## [WRITTEN REQUEST]
Locate the string "this" in the listing below. Copy every line where it is found.

▼

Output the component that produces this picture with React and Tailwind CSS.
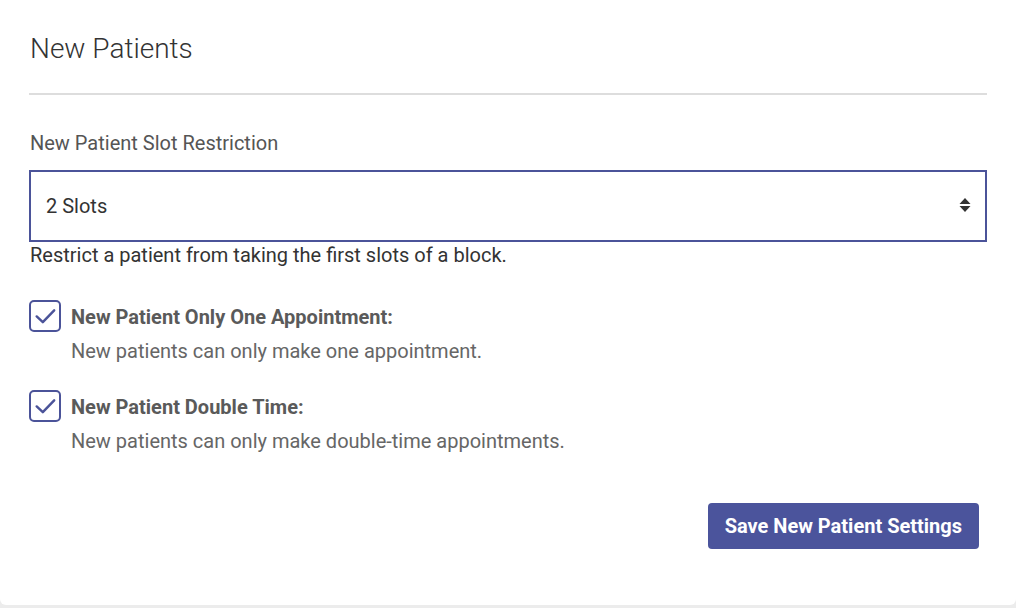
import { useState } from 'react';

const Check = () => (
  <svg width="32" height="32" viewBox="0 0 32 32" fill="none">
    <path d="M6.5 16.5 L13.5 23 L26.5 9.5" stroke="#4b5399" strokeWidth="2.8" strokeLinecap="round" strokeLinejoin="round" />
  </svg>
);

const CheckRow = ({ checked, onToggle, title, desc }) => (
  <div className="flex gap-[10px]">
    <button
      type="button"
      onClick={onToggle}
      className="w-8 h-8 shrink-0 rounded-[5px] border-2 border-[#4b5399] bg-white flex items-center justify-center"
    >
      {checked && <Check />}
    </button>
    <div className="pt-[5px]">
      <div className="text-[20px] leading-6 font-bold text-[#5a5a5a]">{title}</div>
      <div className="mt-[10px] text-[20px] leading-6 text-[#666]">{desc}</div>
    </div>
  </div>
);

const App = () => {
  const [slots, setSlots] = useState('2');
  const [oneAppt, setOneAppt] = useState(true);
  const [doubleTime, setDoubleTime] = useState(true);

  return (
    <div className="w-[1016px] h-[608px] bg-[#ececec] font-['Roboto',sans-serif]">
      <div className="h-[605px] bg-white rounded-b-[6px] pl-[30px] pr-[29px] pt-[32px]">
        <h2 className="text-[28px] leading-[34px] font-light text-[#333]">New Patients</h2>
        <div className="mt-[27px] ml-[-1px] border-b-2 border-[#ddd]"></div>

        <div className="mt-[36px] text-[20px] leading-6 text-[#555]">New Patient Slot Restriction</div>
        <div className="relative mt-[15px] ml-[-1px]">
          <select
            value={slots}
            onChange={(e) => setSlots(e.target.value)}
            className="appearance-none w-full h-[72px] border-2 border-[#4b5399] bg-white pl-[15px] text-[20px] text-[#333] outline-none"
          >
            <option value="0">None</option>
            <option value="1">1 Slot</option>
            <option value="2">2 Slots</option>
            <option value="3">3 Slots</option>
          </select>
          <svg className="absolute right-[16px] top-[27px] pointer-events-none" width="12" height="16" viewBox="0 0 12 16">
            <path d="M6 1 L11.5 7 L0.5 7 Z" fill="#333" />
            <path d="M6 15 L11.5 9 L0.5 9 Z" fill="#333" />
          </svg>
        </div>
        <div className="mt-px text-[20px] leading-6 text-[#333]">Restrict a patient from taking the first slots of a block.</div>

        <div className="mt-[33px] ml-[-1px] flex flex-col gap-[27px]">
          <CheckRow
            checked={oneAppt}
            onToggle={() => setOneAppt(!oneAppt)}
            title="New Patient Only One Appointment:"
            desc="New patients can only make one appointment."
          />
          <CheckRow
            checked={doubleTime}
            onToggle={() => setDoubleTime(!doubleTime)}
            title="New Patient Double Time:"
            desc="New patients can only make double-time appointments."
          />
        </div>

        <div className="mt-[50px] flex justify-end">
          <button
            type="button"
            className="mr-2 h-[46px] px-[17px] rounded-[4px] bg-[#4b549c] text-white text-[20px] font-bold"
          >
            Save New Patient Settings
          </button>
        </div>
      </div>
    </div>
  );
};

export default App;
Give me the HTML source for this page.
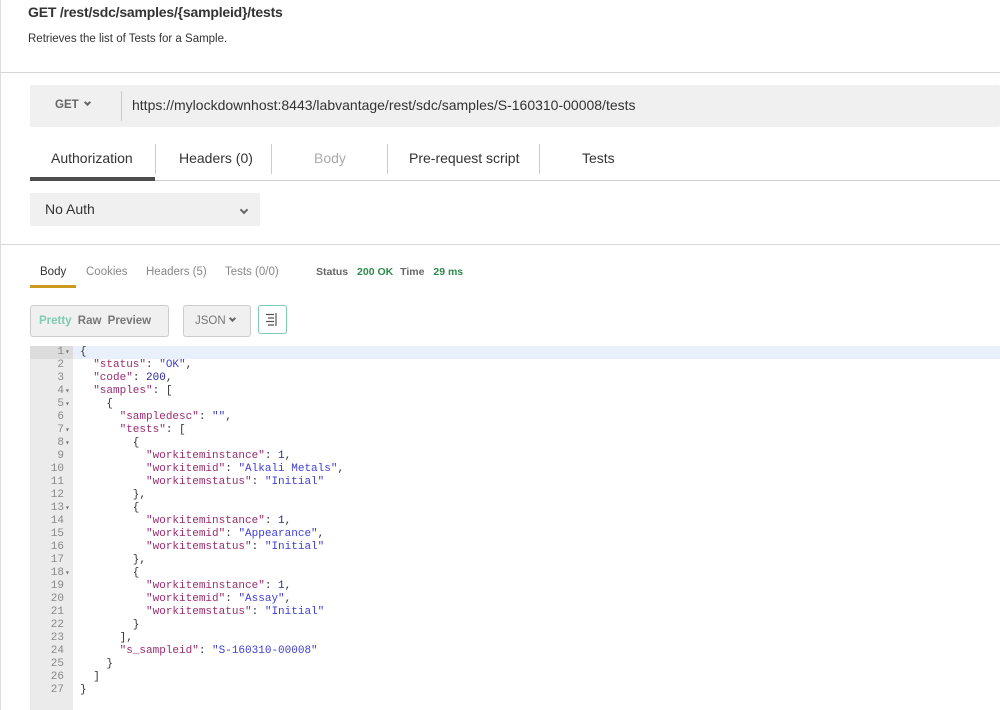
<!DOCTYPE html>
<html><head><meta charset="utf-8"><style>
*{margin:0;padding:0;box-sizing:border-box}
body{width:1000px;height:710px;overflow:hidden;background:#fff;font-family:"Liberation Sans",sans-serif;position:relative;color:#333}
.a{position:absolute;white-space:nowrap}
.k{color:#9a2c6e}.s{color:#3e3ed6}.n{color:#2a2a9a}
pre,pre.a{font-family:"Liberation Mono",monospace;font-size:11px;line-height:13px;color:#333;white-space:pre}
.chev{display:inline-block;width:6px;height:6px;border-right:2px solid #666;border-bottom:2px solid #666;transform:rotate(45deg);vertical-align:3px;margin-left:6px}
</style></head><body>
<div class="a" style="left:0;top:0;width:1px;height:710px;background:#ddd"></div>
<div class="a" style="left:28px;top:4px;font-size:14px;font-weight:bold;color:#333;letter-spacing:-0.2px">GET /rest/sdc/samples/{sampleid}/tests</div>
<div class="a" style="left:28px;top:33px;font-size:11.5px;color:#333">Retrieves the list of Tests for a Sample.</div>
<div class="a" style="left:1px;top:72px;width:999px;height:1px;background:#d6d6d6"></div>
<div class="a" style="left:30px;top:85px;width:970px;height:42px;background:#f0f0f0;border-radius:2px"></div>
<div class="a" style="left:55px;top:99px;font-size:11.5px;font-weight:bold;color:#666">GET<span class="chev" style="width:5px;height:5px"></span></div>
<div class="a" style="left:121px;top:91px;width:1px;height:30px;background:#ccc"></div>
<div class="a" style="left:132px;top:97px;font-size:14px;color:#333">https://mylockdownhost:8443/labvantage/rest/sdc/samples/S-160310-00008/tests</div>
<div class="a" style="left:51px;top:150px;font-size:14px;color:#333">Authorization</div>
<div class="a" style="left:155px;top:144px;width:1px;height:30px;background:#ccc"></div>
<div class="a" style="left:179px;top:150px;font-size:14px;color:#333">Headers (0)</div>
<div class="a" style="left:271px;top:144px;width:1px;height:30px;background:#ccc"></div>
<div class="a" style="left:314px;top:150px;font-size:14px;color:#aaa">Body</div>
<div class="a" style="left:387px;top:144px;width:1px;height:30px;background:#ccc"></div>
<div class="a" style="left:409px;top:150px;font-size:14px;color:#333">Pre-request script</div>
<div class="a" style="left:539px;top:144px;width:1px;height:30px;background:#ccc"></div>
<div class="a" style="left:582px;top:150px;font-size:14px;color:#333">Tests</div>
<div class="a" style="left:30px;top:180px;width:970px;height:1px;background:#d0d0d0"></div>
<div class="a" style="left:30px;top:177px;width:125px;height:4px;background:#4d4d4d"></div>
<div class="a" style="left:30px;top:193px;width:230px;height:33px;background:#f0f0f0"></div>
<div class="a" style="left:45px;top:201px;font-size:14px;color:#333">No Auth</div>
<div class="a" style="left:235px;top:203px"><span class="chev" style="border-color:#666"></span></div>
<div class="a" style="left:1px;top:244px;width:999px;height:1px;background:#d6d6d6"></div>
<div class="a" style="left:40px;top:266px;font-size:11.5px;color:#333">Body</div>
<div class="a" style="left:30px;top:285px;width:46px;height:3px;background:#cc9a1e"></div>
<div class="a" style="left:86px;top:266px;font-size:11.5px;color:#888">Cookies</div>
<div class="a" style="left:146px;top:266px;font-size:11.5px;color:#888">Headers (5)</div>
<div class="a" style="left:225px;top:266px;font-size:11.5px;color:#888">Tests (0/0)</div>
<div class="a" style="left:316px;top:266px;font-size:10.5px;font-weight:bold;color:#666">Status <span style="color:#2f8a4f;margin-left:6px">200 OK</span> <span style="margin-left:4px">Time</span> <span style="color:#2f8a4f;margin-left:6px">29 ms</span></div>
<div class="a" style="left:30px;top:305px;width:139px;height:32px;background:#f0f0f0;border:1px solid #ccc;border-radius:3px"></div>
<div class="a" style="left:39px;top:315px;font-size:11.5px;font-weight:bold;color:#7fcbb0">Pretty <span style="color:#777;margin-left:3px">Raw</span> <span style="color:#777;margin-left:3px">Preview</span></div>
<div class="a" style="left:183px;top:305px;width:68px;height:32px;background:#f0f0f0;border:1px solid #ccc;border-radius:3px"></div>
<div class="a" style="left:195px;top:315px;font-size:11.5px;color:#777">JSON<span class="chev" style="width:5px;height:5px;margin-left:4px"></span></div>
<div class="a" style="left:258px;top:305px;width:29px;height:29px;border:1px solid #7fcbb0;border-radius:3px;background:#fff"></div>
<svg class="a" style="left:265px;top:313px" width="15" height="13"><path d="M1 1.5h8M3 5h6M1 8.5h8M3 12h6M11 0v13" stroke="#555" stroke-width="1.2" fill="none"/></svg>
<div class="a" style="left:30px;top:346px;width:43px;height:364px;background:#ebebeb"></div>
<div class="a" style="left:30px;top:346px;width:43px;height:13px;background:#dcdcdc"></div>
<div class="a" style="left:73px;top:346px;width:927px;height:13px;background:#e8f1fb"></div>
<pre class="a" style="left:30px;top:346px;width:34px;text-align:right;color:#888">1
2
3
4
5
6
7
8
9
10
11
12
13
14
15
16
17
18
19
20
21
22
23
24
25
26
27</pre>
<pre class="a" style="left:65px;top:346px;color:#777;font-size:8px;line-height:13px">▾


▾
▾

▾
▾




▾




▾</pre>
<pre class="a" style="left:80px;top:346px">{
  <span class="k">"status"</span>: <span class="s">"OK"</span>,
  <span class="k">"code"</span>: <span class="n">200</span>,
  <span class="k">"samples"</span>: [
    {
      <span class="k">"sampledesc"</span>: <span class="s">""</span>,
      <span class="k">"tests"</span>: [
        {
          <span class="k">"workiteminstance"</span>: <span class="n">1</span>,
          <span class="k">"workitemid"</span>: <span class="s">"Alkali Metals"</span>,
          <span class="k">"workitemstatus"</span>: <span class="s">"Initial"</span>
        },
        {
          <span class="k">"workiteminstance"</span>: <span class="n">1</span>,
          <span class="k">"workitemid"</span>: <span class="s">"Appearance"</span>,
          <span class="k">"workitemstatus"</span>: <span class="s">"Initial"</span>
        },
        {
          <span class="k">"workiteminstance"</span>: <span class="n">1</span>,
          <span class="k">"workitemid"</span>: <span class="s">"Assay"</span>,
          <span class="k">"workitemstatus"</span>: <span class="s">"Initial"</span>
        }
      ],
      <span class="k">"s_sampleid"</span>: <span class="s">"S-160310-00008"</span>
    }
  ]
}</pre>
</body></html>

▲

## [SOLUTION]
Output the component that produces this picture with React and Tailwind CSS.
Give me the HTML source for this page.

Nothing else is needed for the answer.